En ocasiones, nosotros mismos somos nuestro peor enemigo. Pensábamos que, con el cambio en materia tecnológica, todo estaría más interconectado, pero resulta que nos hemos quedado sin alma. Las desigualdades nos hacen ser caminantes sin corazón. Así no podemos fusionarnos, sentirnos bien, y por supuesto nada realizados, más infelices que nunca. Tampoco hemos aprendido que cualquier ataque es una locura, una manera de destruirnos. Quizás tengamos que reforestarnos como especie, y donde crezca el mal, injertar el más sublime verso de la conciliación reconciliada. Debiera ser normal reconocer nuestras particulares maldades, arrepentirse, entonar el verso de lo armónico y verter lágrimas convertidas en poesía. Por desgracia, nos hemos acostumbrado a endurecer nuestro corazón y a normalizar lo que es nuestra destrucción. Respetando la libertad y el sentir de cada morador, hay que recordar siempre que el planeta no es únicamente para unos privilegiados, sino para toda la humanidad, y que la situación de haber nacido en un lugar de menos recursos no justifica que esa persona sea menos humana que otra, y tenga menor dignidad.
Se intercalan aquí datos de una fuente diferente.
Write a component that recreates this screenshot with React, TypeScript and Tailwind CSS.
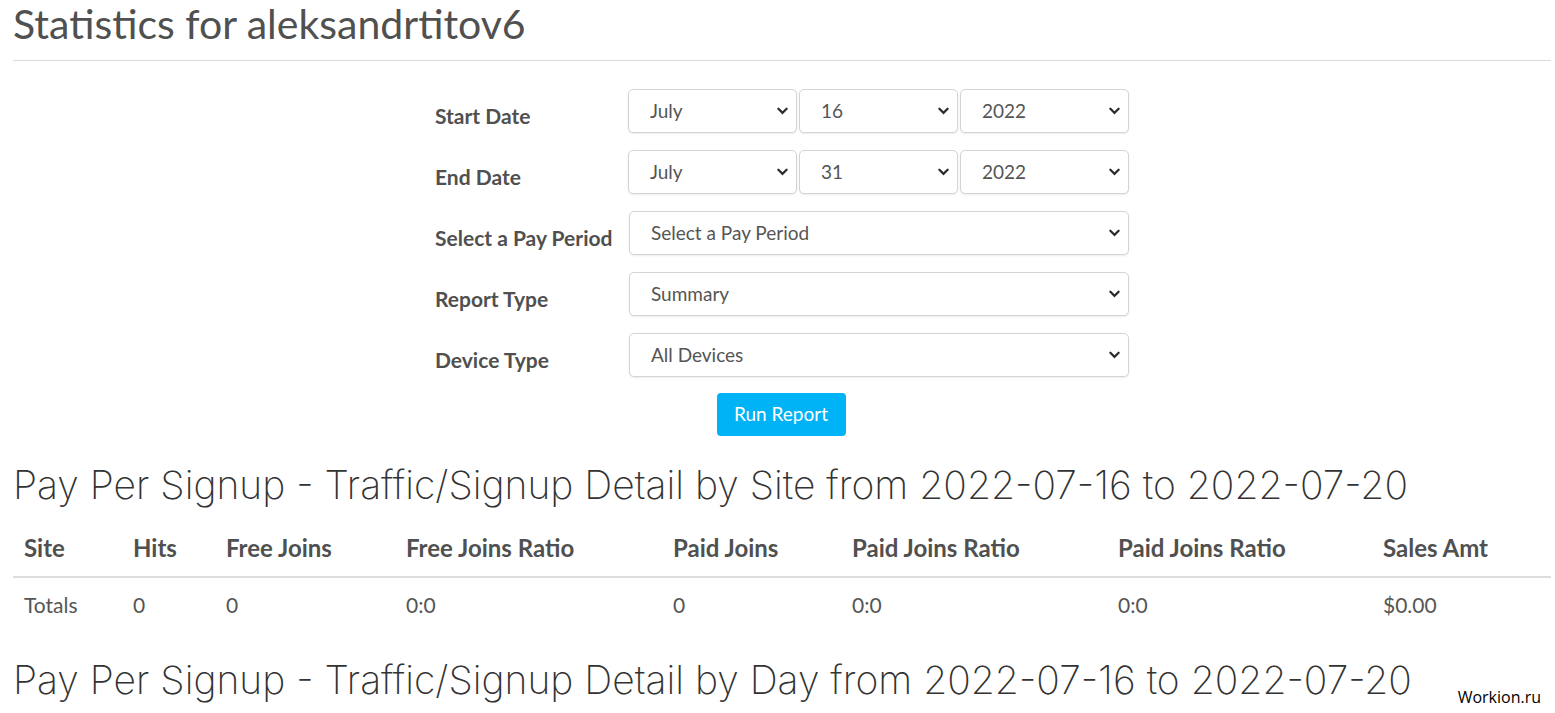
import React from "react";

type Row = { label: string; fields: { value: string; width: string }[] };

const rows: Row[] = [
  {
    label: "Start Date",
    fields: [
      { value: "July", width: "w-[169px]" },
      { value: "16", width: "w-[159px]" },
      { value: "2022", width: "w-[169px]" },
    ],
  },
  {
    label: "End Date",
    fields: [
      { value: "July", width: "w-[169px]" },
      { value: "31", width: "w-[159px]" },
      { value: "2022", width: "w-[169px]" },
    ],
  },
  { label: "Select a Pay Period", fields: [{ value: "Select a Pay Period", width: "w-[500px]" }] },
  { label: "Report Type", fields: [{ value: "Summary", width: "w-[500px]" }] },
  { label: "Device Type", fields: [{ value: "All Devices", width: "w-[500px]" }] },
];

const columns = [
  { name: "Site", width: "w-[109px]", value: "Totals" },
  { name: "Hits", width: "w-[93px]", value: "0" },
  { name: "Free Joins", width: "w-[180px]", value: "0" },
  { name: "Free Joins Ratio", width: "w-[267px]", value: "0:0" },
  { name: "Paid Joins", width: "w-[179px]", value: "0" },
  { name: "Paid Joins Ratio", width: "w-[266px]", value: "0:0" },
  { name: "Paid Joins Ratio", width: "w-[265px]", value: "0:0" },
  { name: "Sales Amt", width: "w-[179px]", value: "$0.00" },
];

function Chevron() {
  return (
    <svg
      viewBox="0 0 12 8"
      className="pointer-events-none absolute right-[9px] top-1/2 h-[8px] w-[11px] -translate-y-1/2"
    >
      <path d="M1.5 1.5 6 6l4.5-4.5" fill="none" stroke="#2b2b2b" strokeWidth="2.4" strokeLinecap="round" />
    </svg>
  );
}

function Select({ value, width }: { value: string; width: string }) {
  return (
    <div className={`relative ${width}`}>
      <select
        defaultValue={value}
        className="h-[44px] w-full appearance-none rounded-[5px] border border-[#d4d4d4] bg-white pl-[21px] text-[19px] text-[#555] shadow-[0_1px_2px_rgba(0,0,0,0.08)] outline-none"
      >
        <option>{value}</option>
      </select>
      <Chevron />
    </div>
  );
}

export default function App() {
  return (
    <div className="relative min-h-[713px] bg-white px-[13px] pr-[4px] font-['Lato',sans-serif] text-[#555]">
      <h1 className="h-[48px] pt-[1px] text-[41px] leading-[46px] text-[#505050]">Statistics for aleksandrtitov6</h1>
      <div className="mt-[12px] h-px bg-[#d9d9d9]" />

      <form className="mx-auto mt-[28px] w-[694px]" onSubmit={(e) => e.preventDefault()}>
        {rows.map((row) => (
          <div key={row.label} className="mb-[17px] flex items-center">
            <label className="w-[194px] pt-[9px] text-[21px] font-bold leading-[24px] text-[#505050]">
              {row.label}
            </label>
            <div className="flex gap-[2px]">
              {row.fields.map((f, i) => (
                <Select key={i} value={f.value} width={f.width} />
              ))}
            </div>
          </div>
        ))}
        <div className="flex justify-center pr-[2px]">
          <button
            type="submit"
            className="-mt-[1px] h-[43px] w-[129px] rounded-[4px] bg-[#00b2f6] text-[19px] text-white"
          >
            Run Report
          </button>
        </div>
      </form>

      <h2 className="mt-[26px] font-['Inter',sans-serif] text-[39px] font-extralight leading-[46px] text-[#333]">
        Pay Per Signup - Traffic/Signup Detail by Site from 2022-07-16 to 2022-07-20
      </h2>

      <table className="mt-[15px] w-full table-fixed border-collapse">
        <thead>
          <tr className="border-b-2 border-[#ddd]">
            {columns.map((c, i) => (
              <th
                key={i}
                className={`${c.width} h-[54px] px-[11px] pb-[4px] text-left text-[24px] font-bold leading-[28px] text-[#505050]`}
              >
                {c.name}
              </th>
            ))}
          </tr>
        </thead>
        <tbody>
          <tr>
            {columns.map((c, i) => (
              <td key={i} className="h-[54px] px-[11px] text-[21px] text-[#555]">
                {c.value}
              </td>
            ))}
          </tr>
        </tbody>
      </table>

      <h2 className="mt-[26px] font-['Inter',sans-serif] text-[39px] font-extralight leading-[46px] text-[#333]">
        Pay Per Signup - Traffic/Signup Detail by Day from 2022-07-16 to 2022-07-20
      </h2>

      <span className="absolute bottom-[4px] right-[10px] bg-white px-[4px] font-['Open_Sans',sans-serif] text-[16px] text-black">
        Workion.ru
      </span>
    </div>
  );
}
Ha llegado el instante de dejarnos a salvo, de no permitir atropello alguno a nadie, de ser una piña en humanidad, para poder gozar de una vida libre de salvajismo y abusos. No encuentro la manera de decirlo más claro, sino es en verso propio: “Cada ser con su ser para ser en los demás un respiro./ Un respiro de árbol que anide sueños y anude el sosiego de las almas”. Por ello, nuestra continuidad está asegurada, pues el espíritu es inmortal y la vida es un despertar con su noche. Precisamente, lo que tiene esencia se distingue de lo que no la tiene por el hecho de andar. No perdamos, en consecuencia, el paso de la sencillez, que dios no somos por más que nos lo creamos que somos.